Counts are sampled from the Poisson distribution, and so the
best way to assess the quality of model fits is to use the
product of individual Poisson probabilities computed in each
bin i, or the
likelihood L:
L = (product)_i [ M(i)^N(i)/N(i)! ] * exp[-M(i)]
where M(i) = S(i) + B(i) is
the sum of source and background model amplitudes, and
D(i) is the number of observed counts,
in bin i.
The cash statistic (Cash 1979, ApJ 228, 939) is derived by (1)
taking the logarithm of the likelihood function, (2) changing
its sign, (3) dropping the factorial term (which remains
constant during fits to the same dataset), and (4) multiplying
by two:
C = 2 * (sum)_i [ M(i) - D(i) log M(i) ]
The factor of two exists so that the change in cash statistic
from one model fit to the
next, (Delta)C, is distributed
approximately
as (Delta)chi-square when
the number of counts in each bin is high (> 5). One can
then in principle use (Delta)C
instead
of (Delta)chi-square in
certain model comparison tests. However,
unlike chi-square, the cash
statistic may be used regardless of the number of counts in
each bin.
The magnitude of the cash statistic depends upon the number of
bins included in the fit and the values of the data
themselves. Hence one cannot analytically assign a
goodness-of-fit measure to a given value of the cash statistic.

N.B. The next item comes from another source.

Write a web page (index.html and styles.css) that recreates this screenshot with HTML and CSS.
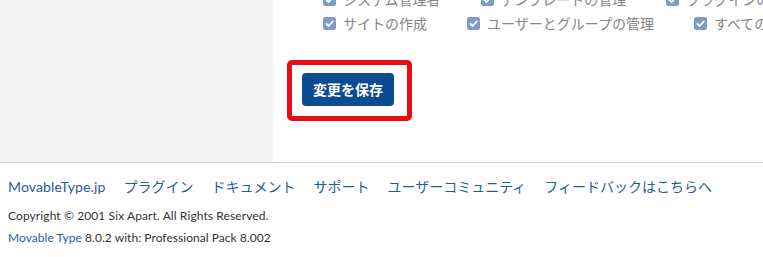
FILE: index.html
```html
<!DOCTYPE html>
<html lang="ja">
<head>
<meta charset="utf-8">
<title>Movable Type</title>
<link rel="stylesheet" href="styles.css">
</head>
<body>
<div class="page">
  <div class="top">
    <aside class="sidebar"></aside>
    <main class="main">
      <div class="perms">
        <div class="perm-row">
          <label class="perm"><svg class="cb" viewBox="0 0 13 13" width="13" height="13"><rect width="13" height="13" rx="2.5" fill="#7d9cc9"/><polyline points="3.4,6.9 5.6,9 9.7,4.5" fill="none" stroke="#fff" stroke-width="1.8" stroke-linecap="round" stroke-linejoin="round"/></svg><span>システム管理者</span></label>
          <label class="perm"><svg class="cb" viewBox="0 0 13 13" width="13" height="13"><rect width="13" height="13" rx="2.5" fill="#7d9cc9"/><polyline points="3.4,6.9 5.6,9 9.7,4.5" fill="none" stroke="#fff" stroke-width="1.8" stroke-linecap="round" stroke-linejoin="round"/></svg><span>テンプレートの管理</span></label>
          <label class="perm"><svg class="cb" viewBox="0 0 13 13" width="13" height="13"><rect width="13" height="13" rx="2.5" fill="#7d9cc9"/><polyline points="3.4,6.9 5.6,9 9.7,4.5" fill="none" stroke="#fff" stroke-width="1.8" stroke-linecap="round" stroke-linejoin="round"/></svg><span>プラグインの管理</span></label>
        </div>
        <div class="perm-row">
          <label class="perm"><svg class="cb" viewBox="0 0 13 13" width="13" height="13"><rect width="13" height="13" rx="2.5" fill="#7d9cc9"/><polyline points="3.4,6.9 5.6,9 9.7,4.5" fill="none" stroke="#fff" stroke-width="1.8" stroke-linecap="round" stroke-linejoin="round"/></svg><span>サイトの作成</span></label>
          <label class="perm"><svg class="cb" viewBox="0 0 13 13" width="13" height="13"><rect width="13" height="13" rx="2.5" fill="#7d9cc9"/><polyline points="3.4,6.9 5.6,9 9.7,4.5" fill="none" stroke="#fff" stroke-width="1.8" stroke-linecap="round" stroke-linejoin="round"/></svg><span>ユーザーとグループの管理</span></label>
          <label class="perm"><svg class="cb" viewBox="0 0 13 13" width="13" height="13"><rect width="13" height="13" rx="2.5" fill="#7d9cc9"/><polyline points="3.4,6.9 5.6,9 9.7,4.5" fill="none" stroke="#fff" stroke-width="1.8" stroke-linecap="round" stroke-linejoin="round"/></svg><span>すべてのサイトの管理</span></label>
        </div>
      </div>
      <div class="actions">
        <div class="highlight">
          <button class="btn-primary" type="button">変更を保存</button>
        </div>
      </div>
    </main>
  </div>
  <footer class="footer">
    <nav class="footer-links">
      <a href="#" class="brand-link">MovableType.jp</a>
      <a href="#">プラグイン</a>
      <a href="#">ドキュメント</a>
      <a href="#">サポート</a>
      <a href="#">ユーザーコミュニティ</a>
      <a href="#">フィードバックはこちらへ</a>
    </nav>
    <p class="copyright">Copyright © 2001 Six Apart. All Rights Reserved.</p>
    <p class="version"><a href="#">Movable Type</a> 8.0.2 with: Professional Pack 8.002</p>
  </footer>
</div>
</body>
</html>
```
FILE: styles.css
```css
html, body {
  margin: 0;
  padding: 0;
  background: #fff;
}
body {
  font-family: "Lato", "Noto Sans CJK JP", sans-serif;
  color: #333;
  width: 763px;
  height: 257px;
  overflow: hidden;
}
.top {
  display: flex;
  height: 162px;
  overflow: hidden;
}
.sidebar {
  width: 273px;
  flex: none;
  background: #f4f4f4;
}
.main {
  flex: 1;
  min-width: 0;
  overflow: hidden;
}
.perms {
  margin-top: -13px;
  padding-left: 50px;
}
.perm-row {
  display: flex;
  gap: 40px;
  white-space: nowrap;
  height: 24px;
  align-items: center;
}
.perm {
  display: flex;
  align-items: center;
  gap: 7px;
  font-size: 14px;
  color: #858585;
  flex: none;
}
.cb {
  display: block;
  flex: none;
}
.actions {
  margin-top: 25px;
  padding-left: 14px;
  display: flex;
}
.highlight {
  border: 5px solid #ea0a13;
  border-radius: 5px;
  padding: 8px 13px 10px 10px;
}
.btn-primary {
  display: block;
  height: 33px;
  padding: 0 11px;
  border: 0;
  border-radius: 4px;
  background: #0a4b91;
  color: #fff;
  font-family: "Noto Sans CJK JP", sans-serif;
  font-weight: 700;
  font-size: 14px;
  line-height: 33px;
}
.footer {
  border-top: 1px solid #cfcfcf;
  padding: 14px 8px 0;
}
.footer-links {
  display: flex;
  gap: 18px;
  font-size: 14px;
  line-height: 20px;
  white-space: nowrap;
}
.brand-link {
  letter-spacing: 0.14px;
}
.footer a {
  color: #1e5e9e;
  text-decoration: none;
}
.copyright, .version {
  margin: 0;
  font-size: 12px;
  line-height: 22px;
  color: #333;
}
.copyright {
  margin-top: 8px;
  letter-spacing: 0.1px;
}
.version {
  letter-spacing: 0.04px;
}
```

Such a measure can, in principle, be computed by performing
Monte Carlo simulations. One would repeatedly sample new
datasets from the best-fit model, fit them, and note where the
observed cash statistic lies within the derived distribution
of cash statistics. (The ability to perform Monte Carlo
simulations is a feature that will be included in a future
version of Sherpa.)
The background should not be subtracted from the data when
this statistic is used. It should be modeled simultaneously
with the source.